For a function or operator call, the collation that is derived by examining the argument collations is used at run time for performing the specified operation. If the result of the function or operator call is of a collatable data type, the collation is also used at parse time as the defined collation of the function or operator expression, in case there is a surrounding expression that requires knowledge of its collation.
The collation derivation of an expression can be
implicit or explicit. This distinction affects how collations are
combined when multiple different collations appear in an
expression. An explicit collation derivation occurs when a
COLLATE clause is used; all other collation
derivations are implicit. When multiple collations need to be
combined, for example in a function call, the following rules are
used:
If any input expression has an explicit collation derivation, then all explicitly derived collations among the input expressions must be the same, otherwise an error is raised. If any explicitly derived collation is present, that is the result of the collation combination.
Otherwise, all input expressions must have the same implicit collation derivation or the default collation. If any non-default collation is present, that is the result of the collation combination. Otherwise, the result is the default collation.
If there are conflicting non-default implicit collations among the input expressions, then the combination is deemed to have indeterminate collation. This is not an error condition unless the particular function being invoked requires knowledge of the collation it should apply. If it does, an error will be raised at run-time.
For example, consider this table definition:
CREATE TABLE test1 (
a text COLLATE "de_DE",
b text COLLATE "es_ES",
...
);
Then in
SELECT a < 'foo' FROM test1;
the < comparison is performed according to
de_DE rules, because the expression combines an
implicitly derived collation with the default collation. But in
SELECT a < ('foo' COLLATE "fr_FR") FROM test1;
the comparison is performed using fr_FR rules,
because the explicit collation derivation overrides the implicit one.
Furthermore, given
SELECT a < b FROM test1;
the parser cannot determine which collation to apply, since the
a and b columns have conflicting
implicit collations. Since the < operator
does need to know which collation to use, this will result in an
error. The error can be resolved by attaching an explicit collation
specifier to either input expression, thus:
SELECT a < b COLLATE "de_DE" FROM test1;
or equivalently
SELECT a COLLATE "de_DE" < b FROM test1;
On the other hand, the structurally similar case
SELECT a || b FROM test1;
does not result in an error, because the || operator
does not care about collations: its result is the same regardless
of the collation.
The collation assigned to a function or operator's combined input expressions is also considered to apply to the function or operator's result, if the function or operator delivers a result of a collatable data type. So, in
SELECT * FROM test1 ORDER BY a || 'foo';
the ordering will be done according to de_DE rules.
But this query:
SELECT * FROM test1 ORDER BY a || b;
results in an error, because even though the || operator
doesn't need to know a collation, the ORDER BY clause does.

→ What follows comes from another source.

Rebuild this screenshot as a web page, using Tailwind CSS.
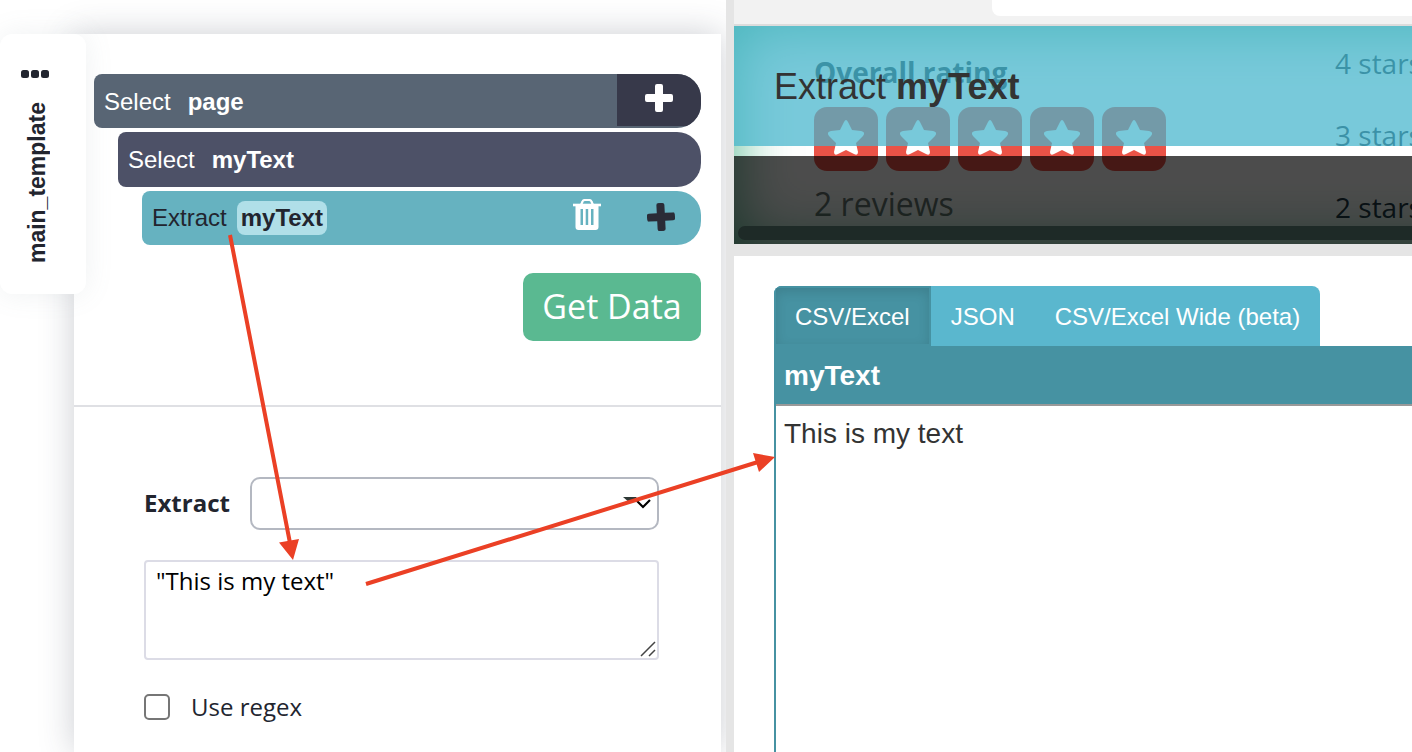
<!DOCTYPE html>
<html lang="en">
  <head>
    <meta charset="UTF-8" />
    <meta name="viewport" content="width=device-width, initial-scale=1.0" />
    <title>main_template</title>
    <script src="https://cdn.jsdelivr.net/npm/@tailwindcss/browser@4"></script>
  </head>
  <body class="relative grid h-screen grid-cols-[726fr_8px_678fr] overflow-hidden bg-white font-['Liberation_Sans',sans-serif] text-2xl text-[#22252f]">
    <!-- Template editor -->
    <section class="flex min-w-0 overflow-hidden pt-[34px] pr-[5px]">
      <div class="relative z-10 w-[74px] shrink-0">
        <!-- Template tab -->
        <div class="flex h-[260px] w-[86px] flex-col items-center gap-6 rounded-xl bg-white pt-9 pr-4 shadow-[0_0_28px_rgba(120,140,150,0.12)]">
          <button aria-label="Template options">
            <svg class="h-2 w-7" viewBox="0 0 28 8" fill="#22252f">
              <rect width="8" height="8" rx="2.500" />
              <rect x="10" width="8" height="8" rx="2.500" />
              <rect x="20" width="8" height="8" rx="2.500" />
            </svg>
          </button>
          <span class="ml-1 rotate-180 text-[23px] font-bold leading-7 [writing-mode:vertical-rl]">main_template</span>
        </div>
      </div>

      <div class="min-w-0 flex-1 bg-white shadow-[0_0_32px_rgba(50,60,80,0.25)]">
        <!-- Commands -->
        <div class="relative z-20 flex flex-col gap-1 border-b-2 border-[#dfe0e4] px-5 pt-10 pb-16">
          <div class="flex h-[54px] items-start overflow-hidden rounded-l-lg rounded-r-3xl bg-[#586574] text-white">
            <div class="flex h-full flex-1 items-center gap-[17px] pt-px pl-[10px]">
              <span>Select</span>
              <b>page</b>
            </div>
            <button aria-label="Add command" class="flex h-[52px] w-[84px] items-center justify-center bg-[#37394a] pb-1">
              <svg class="h-7 w-7" viewBox="0 0 28 28" fill="#fff">
                <path d="M12 0h4q2 0 2 2v8h8q2 0 2 2v4q0 2-2 2h-8v8q0 2-2 2h-4q-2 0-2-2v-8H2q-2 0-2-2v-4q0-2 2-2h8V2q0-2 2-2z" />
              </svg>
            </button>
          </div>
          <div class="ml-6 flex h-[55px] items-center gap-[17px] rounded-l-lg rounded-r-3xl bg-[#4d5167] pl-[10px] text-white">
            <span>Select</span>
            <b>myText</b>
          </div>
          <div class="ml-12 flex h-[54px] items-center rounded-l-lg rounded-r-3xl bg-[#66b2c0] pr-[26px] pl-[10px]">
            <span>Extract</span>
            <b class="ml-[10px] rounded-lg bg-[#b0dfe8] px-1 leading-[34px]">myText</b>
            <button aria-label="Delete" class="mr-[46px] ml-auto pb-[6px]">
              <svg class="h-8 w-7" viewBox="0 0 28 32" fill="none" stroke="#fff">
                <path d="M0 6h28" stroke-width="2.600" />
                <path d="M8 6l1.500-3.500Q10 1 12 1h4q2 0 2.500 1.500L20 6" stroke-width="2.200" />
                <path fill="#fff" fill-rule="evenodd" stroke="none" d="M2.500 6h23v22q0 3-3 3h-17q-3 0-3-3zM7.500 10v16h2.500V10zM12.700 10v16h2.500V10zM18 10v16h2.500V10z" />
              </svg>
            </button>
            <button aria-label="Add command" class="pb-[2px]">
              <svg class="h-7 w-7 -rotate-3" viewBox="0 0 28 28" fill="#2a2c37">
                <path d="M12 0h4q2 0 2 2v8h8q2 0 2 2v4q0 2-2 2h-8v8q0 2-2 2h-4q-2 0-2-2v-8H2q-2 0-2-2v-4q0-2 2-2h8V2q0-2 2-2z" />
              </svg>
            </button>
          </div>
          <button class="mt-6 h-[68px] w-[178px] self-end rounded-[10px] bg-[#5ab991] font-['Open_Sans',sans-serif] text-[34px] text-white">Get Data</button>
        </div>

        <!-- Command settings -->
        <form class="flex flex-col pt-[70px] pr-[62px] pl-[70px] font-['Open_Sans',sans-serif]">
          <div class="flex items-center gap-5">
            <label for="command" class="pb-[2px] font-bold">Extract</label>
            <div class="relative min-w-0 flex-1">
              <select id="command" class="h-[53px] w-full appearance-none rounded-[10px] border-2 border-[#b4b8c1] bg-white"></select>
              <svg class="pointer-events-none absolute top-5 right-1 h-4 w-8" viewBox="0 0 32 16">
                <path d="M0 0h14L7 6z" fill="#2e3836" />
                <path d="M13 3l7 7 7-7" fill="none" stroke="#000" stroke-width="2.200" />
              </svg>
            </div>
          </div>
          <div class="relative mt-[30px] flex">
            <textarea aria-label="Expression" class="h-[100px] w-full resize-none rounded border-2 border-[#dcdce6] px-[10px] py-[3px] leading-8 text-black">"This is my text"</textarea>
            <svg class="pointer-events-none absolute right-[3px] bottom-[3px] h-4 w-4" viewBox="0 0 16 16" stroke="#444" stroke-width="1.500">
              <path d="M1 15L15 1M9 15l6-6" />
            </svg>
          </div>
          <label class="mt-[31px] flex items-center gap-[21px]">
            <input type="checkbox" class="h-[26px] w-[26px] appearance-none rounded-[5px] border-2 border-[#767676] bg-white" />
            Use regex
          </label>
        </form>
      </div>
    </section>

    <div class="bg-[#e5e5e5]"></div>

    <!-- Page preview and results -->
    <section class="flex min-w-0 flex-col overflow-hidden">
      <div class="flex h-[26px] items-start justify-end overflow-hidden border-b-2 border-[#dcdcdc] bg-[#f2f2f2]">
        <input aria-label="Address" class="h-4 w-[420px] rounded-bl-lg bg-white" />
      </div>

      <div class="relative h-[218px] overflow-hidden bg-white font-['Open_Sans',sans-serif] text-[28px]">
        <div class="flex justify-between pl-20">
          <div class="pt-[27px]">
            <p class="font-bold leading-[38px] text-[#234]">Overall rating</p>
            <div class="mt-4 flex gap-2">
              <svg class="h-16 w-16" viewBox="0 0 64 64"><rect width="64" height="64" rx="13" fill="#eb5347" /><path id="star" d="M30 15q2-4 4 0l4 8 9 1q5 1 2 5l-7 7 2 9q0 4-4 2l-8-4-8 4q-4 2-4-2l2-9-7-7q-3-4 2-5l9-1z" fill="#fff" /></svg>
              <svg class="h-16 w-16" viewBox="0 0 64 64"><rect width="64" height="64" rx="13" fill="#eb5347" /><use href="#star" /></svg>
              <svg class="h-16 w-16" viewBox="0 0 64 64"><rect width="64" height="64" rx="13" fill="#eb5347" /><use href="#star" /></svg>
              <svg class="h-16 w-16" viewBox="0 0 64 64"><rect width="64" height="64" rx="13" fill="#eb5347" /><use href="#star" /></svg>
              <svg class="h-16 w-16" viewBox="0 0 64 64"><rect width="64" height="64" rx="13" fill="#eb5347" /><use href="#star" /></svg>
            </div>
            <p class="mt-2 text-[32px] leading-[50px] text-[#697370]">2 reviews</p>
          </div>
          <div class="w-[77px] pt-px leading-[72px] whitespace-nowrap text-[#234]">
            <p>4 stars</p>
            <p>3 stars</p>
            <p>2 stars</p>
          </div>
        </div>
        <!-- Edge glow, dimmed remainder, scrollbar and command title -->
        <div class="absolute inset-y-0 -right-20 left-0 shadow-[inset_0_0_60px_rgba(0,150,90,0.7)]"></div>
        <div class="absolute inset-x-0 top-[130px] bottom-0 bg-black/70"></div>
        <div class="absolute right-0 bottom-1 left-1 h-[14px] rounded-l-full bg-[#1e2a27]"></div>
        <div class="absolute inset-x-0 top-0 h-[120px] bg-[#46b5cc]/73 pt-10 pl-10 font-['Liberation_Sans',sans-serif] text-4xl leading-[42px] text-[#333]">Extract <b>myText</b></div>
      </div>

      <div class="h-3 bg-[#e5e5e5]"></div>

      <!-- Results -->
      <div class="flex flex-1 flex-col pt-[30px] pl-10">
        <div class="flex h-[60px] self-start overflow-hidden rounded-t-lg bg-[#5ab7ce] text-white">
          <button class="border-2 border-[#4692a2] bg-[#4692a2] px-[19px] pt-[2px] shadow-[inset_0_4px_12px_rgba(0,0,0,0.12)]">CSV/Excel</button>
          <button class="px-5 pt-[2px]">JSON</button>
          <button class="px-5 pt-[2px]">CSV/Excel Wide (beta)</button>
        </div>
        <div class="flex-1 border-l-2 border-[#4692a2]">
          <table class="w-full border-collapse text-left text-[28px] text-[#333]">
            <thead>
              <tr class="h-[59px] border-b-2 border-[#999] bg-[#4692a2] text-white">
                <th class="px-2 pt-[2px]">myText</th>
              </tr>
            </thead>
            <tbody>
              <tr class="h-[57px]">
                <td class="px-2">This is my text</td>
              </tr>
            </tbody>
          </table>
        </div>
      </div>
    </section>

    <!-- Annotation arrows -->
    <svg class="pointer-events-none absolute top-0 left-0 z-30 h-[752px] w-[1412px]" viewBox="0 0 1412 752" fill="#eb4025" stroke="#eb4025">
      <path d="M230 235L290 543M366 584L758 462" stroke-width="4" />
      <path d="M279 542.500l20-3.500-6 21zM753 453l22 4-16 15z" stroke="none" />
    </svg>
  </body>
</html>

As before, the conflict can be resolved with an explicit collation
specifier:
SELECT * FROM test1 ORDER BY a || b COLLATE "fr_FR";
A collation is an SQL schema object that maps an SQL name to
operating system locales. In particular, it maps to a combination
of LC_COLLATE and LC_CTYPE. (As
the name would suggest, the main purpose of a collation is to set
LC_COLLATE, which controls the sort order. But
it is rarely necessary in practice to have an
LC_CTYPE setting that is different from
LC_COLLATE, so it is more convenient to collect
these under one concept than to create another infrastructure for
setting LC_CTYPE per expression.) Also, a collation
is tied to a character set encoding (see Section 23.3).
The same collation name may exist for different encodings.
On all platforms, the collations named default,
C, and POSIX are available. Additional
collations may be available depending on operating system support.
The default collation selects the LC_COLLATE
and LC_CTYPE values specified at database creation time.
The C and POSIX collations both specify
“traditional C” behavior, in which only the ASCII letters
“A” through “Z”
are treated as letters, and sorting is done strictly by character
code byte values.
If the operating system provides support for using multiple locales
within a single program (newlocale and related functions),
then when a database cluster is initialized, initdb
populates the system catalog pg_collation with
collations based on all the locales it finds on the operating
system at the time. For example, the operating system might
provide a locale named de_DE.utf8.
initdb would then create a collation named
de_DE.utf8 for encoding UTF8
that has both LC_COLLATE and
LC_CTYPE set to de_DE.utf8.
It will also create a collation with the .utf8
tag stripped off the name. So you could also use the collation
under the name de_DE, which is less cumbersome
to write and makes the name less encoding-dependent. Note that,
nevertheless, the initial set of collation names is
platform-dependent.
In case a collation is needed that has different values for
LC_COLLATE and LC_CTYPE, a new
collation may be created using
the CREATE COLLATION command. That command
can also be used to create a new collation from an existing
collation, which can be useful to be able to use
operating-system-independent collation names in applications.
Within any particular database, only collations that use that
database's encoding are of interest. Other entries in
pg_collation are ignored. Thus, a stripped collation
name such as de_DE can be considered unique
within a given database even though it would not be unique globally.
Use of the stripped collation names is recommended, since it will
make one less thing you need to change if you decide to change to
another database encoding. Note however that the default,
C, and POSIX collations can be used
regardless of the database encoding.
PostgreSQL considers distinct collation objects to be incompatible even when they have identical properties. Thus for example,
SELECT a COLLATE "C" < b COLLATE "POSIX" FROM test1;
will draw an error even though the C and POSIX
collations have identical behaviors. Mixing stripped and non-stripped
collation names is therefore not recommended.